→ SET EXERCISE
Print every entry, word for word, and skip the images.

→ DATA SHOWN

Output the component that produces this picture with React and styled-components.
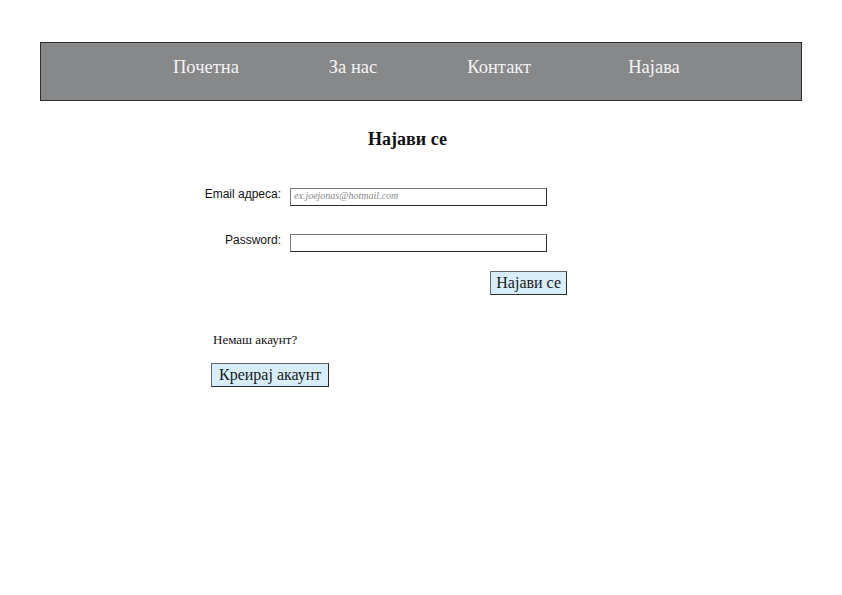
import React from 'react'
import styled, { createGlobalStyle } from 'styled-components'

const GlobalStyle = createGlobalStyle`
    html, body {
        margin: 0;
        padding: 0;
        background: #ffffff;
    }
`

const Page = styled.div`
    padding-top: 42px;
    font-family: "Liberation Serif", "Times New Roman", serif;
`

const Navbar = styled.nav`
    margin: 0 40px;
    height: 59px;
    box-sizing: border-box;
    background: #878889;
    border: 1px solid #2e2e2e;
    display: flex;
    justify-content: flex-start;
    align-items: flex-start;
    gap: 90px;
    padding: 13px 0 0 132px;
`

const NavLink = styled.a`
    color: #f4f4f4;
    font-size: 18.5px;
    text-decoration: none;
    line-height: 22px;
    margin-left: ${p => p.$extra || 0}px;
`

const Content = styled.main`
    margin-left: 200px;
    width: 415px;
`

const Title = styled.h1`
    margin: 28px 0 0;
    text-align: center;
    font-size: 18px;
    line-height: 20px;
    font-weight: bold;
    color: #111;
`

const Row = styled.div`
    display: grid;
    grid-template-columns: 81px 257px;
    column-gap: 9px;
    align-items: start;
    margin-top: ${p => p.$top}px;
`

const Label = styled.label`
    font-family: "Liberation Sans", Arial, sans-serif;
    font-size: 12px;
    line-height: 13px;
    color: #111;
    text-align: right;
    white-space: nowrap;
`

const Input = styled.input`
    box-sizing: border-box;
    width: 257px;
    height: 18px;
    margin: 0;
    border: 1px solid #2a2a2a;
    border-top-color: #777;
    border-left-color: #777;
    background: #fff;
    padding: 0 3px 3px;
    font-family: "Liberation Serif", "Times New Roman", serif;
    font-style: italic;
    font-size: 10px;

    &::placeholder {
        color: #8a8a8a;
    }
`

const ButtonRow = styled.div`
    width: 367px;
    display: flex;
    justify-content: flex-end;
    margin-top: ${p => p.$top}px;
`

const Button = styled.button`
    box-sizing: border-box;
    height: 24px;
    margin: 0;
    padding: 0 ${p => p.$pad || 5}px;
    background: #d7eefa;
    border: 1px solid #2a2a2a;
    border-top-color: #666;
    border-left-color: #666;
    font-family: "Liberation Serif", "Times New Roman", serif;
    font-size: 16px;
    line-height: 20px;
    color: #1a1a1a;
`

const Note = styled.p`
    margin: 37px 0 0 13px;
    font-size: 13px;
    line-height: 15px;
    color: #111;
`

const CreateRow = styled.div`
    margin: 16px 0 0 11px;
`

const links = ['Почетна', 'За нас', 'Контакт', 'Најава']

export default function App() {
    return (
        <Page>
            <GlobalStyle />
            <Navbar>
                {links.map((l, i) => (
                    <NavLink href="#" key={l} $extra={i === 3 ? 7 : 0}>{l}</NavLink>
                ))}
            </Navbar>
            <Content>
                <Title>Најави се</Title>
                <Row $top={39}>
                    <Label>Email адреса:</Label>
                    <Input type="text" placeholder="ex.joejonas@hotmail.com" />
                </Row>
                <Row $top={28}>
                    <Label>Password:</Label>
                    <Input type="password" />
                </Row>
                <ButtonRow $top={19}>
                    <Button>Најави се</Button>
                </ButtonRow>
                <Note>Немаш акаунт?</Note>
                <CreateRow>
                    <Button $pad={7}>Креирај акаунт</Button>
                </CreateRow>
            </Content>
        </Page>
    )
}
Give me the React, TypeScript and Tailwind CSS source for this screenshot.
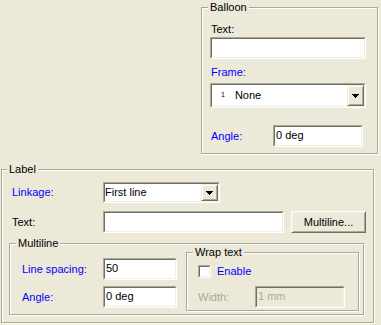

→ FINAL RESULT
Output the component that produces this picture with React and styled-components.
import React from 'react'
import styled, { createGlobalStyle } from 'styled-components'

const GlobalStyle = createGlobalStyle`
    html, body {
        margin: 0;
        padding: 0;
        background: #ffffff;
    }
`

const Page = styled.div`
    padding-top: 42px;
    font-family: "Liberation Serif", "Times New Roman", serif;
`

const Navbar = styled.nav`
    margin: 0 40px;
    height: 59px;
    box-sizing: border-box;
    background: #878889;
    border: 1px solid #2e2e2e;
    display: flex;
    justify-content: flex-start;
    align-items: flex-start;
    gap: 90px;
    padding: 13px 0 0 132px;
`

const NavLink = styled.a`
    color: #f4f4f4;
    font-size: 18.5px;
    text-decoration: none;
    line-height: 22px;
    margin-left: ${p => p.$extra || 0}px;
`

const Content = styled.main`
    margin-left: 200px;
    width: 415px;
`

const Title = styled.h1`
    margin: 28px 0 0;
    text-align: center;
    font-size: 18px;
    line-height: 20px;
    font-weight: bold;
    color: #111;
`

const Row = styled.div`
    display: grid;
    grid-template-columns: 81px 257px;
    column-gap: 9px;
    align-items: start;
    margin-top: ${p => p.$top}px;
`

const Label = styled.label`
    font-family: "Liberation Sans", Arial, sans-serif;
    font-size: 12px;
    line-height: 13px;
    color: #111;
    text-align: right;
    white-space: nowrap;
`

const Input = styled.input`
    box-sizing: border-box;
    width: 257px;
    height: 18px;
    margin: 0;
    border: 1px solid #2a2a2a;
    border-top-color: #777;
    border-left-color: #777;
    background: #fff;
    padding: 0 3px 3px;
    font-family: "Liberation Serif", "Times New Roman", serif;
    font-style: italic;
    font-size: 10px;

    &::placeholder {
        color: #8a8a8a;
    }
`

const ButtonRow = styled.div`
    width: 367px;
    display: flex;
    justify-content: flex-end;
    margin-top: ${p => p.$top}px;
`

const Button = styled.button`
    box-sizing: border-box;
    height: 24px;
    margin: 0;
    padding: 0 ${p => p.$pad || 5}px;
    background: #d7eefa;
    border: 1px solid #2a2a2a;
    border-top-color: #666;
    border-left-color: #666;
    font-family: "Liberation Serif", "Times New Roman", serif;
    font-size: 16px;
    line-height: 20px;
    color: #1a1a1a;
`

const Note = styled.p`
    margin: 37px 0 0 13px;
    font-size: 13px;
    line-height: 15px;
    color: #111;
`

const CreateRow = styled.div`
    margin: 16px 0 0 11px;
`

const links = ['Почетна', 'За нас', 'Контакт', 'Најава']

export default function App() {
    return (
        <Page>
            <GlobalStyle />
            <Navbar>
                {links.map((l, i) => (
                    <NavLink href="#" key={l} $extra={i === 3 ? 7 : 0}>{l}</NavLink>
                ))}
            </Navbar>
            <Content>
                <Title>Најави се</Title>
                <Row $top={39}>
                    <Label>Email адреса:</Label>
                    <Input type="text" placeholder="ex.joejonas@hotmail.com" />
                </Row>
                <Row $top={28}>
                    <Label>Password:</Label>
                    <Input type="password" />
                </Row>
                <ButtonRow $top={19}>
                    <Button>Најави се</Button>
                </ButtonRow>
                <Note>Немаш акаунт?</Note>
                <CreateRow>
                    <Button $pad={7}>Креирај акаунт</Button>
                </CreateRow>
            </Content>
        </Page>
    )
}
Give me the React, TypeScript and Tailwind CSS source for this screenshot.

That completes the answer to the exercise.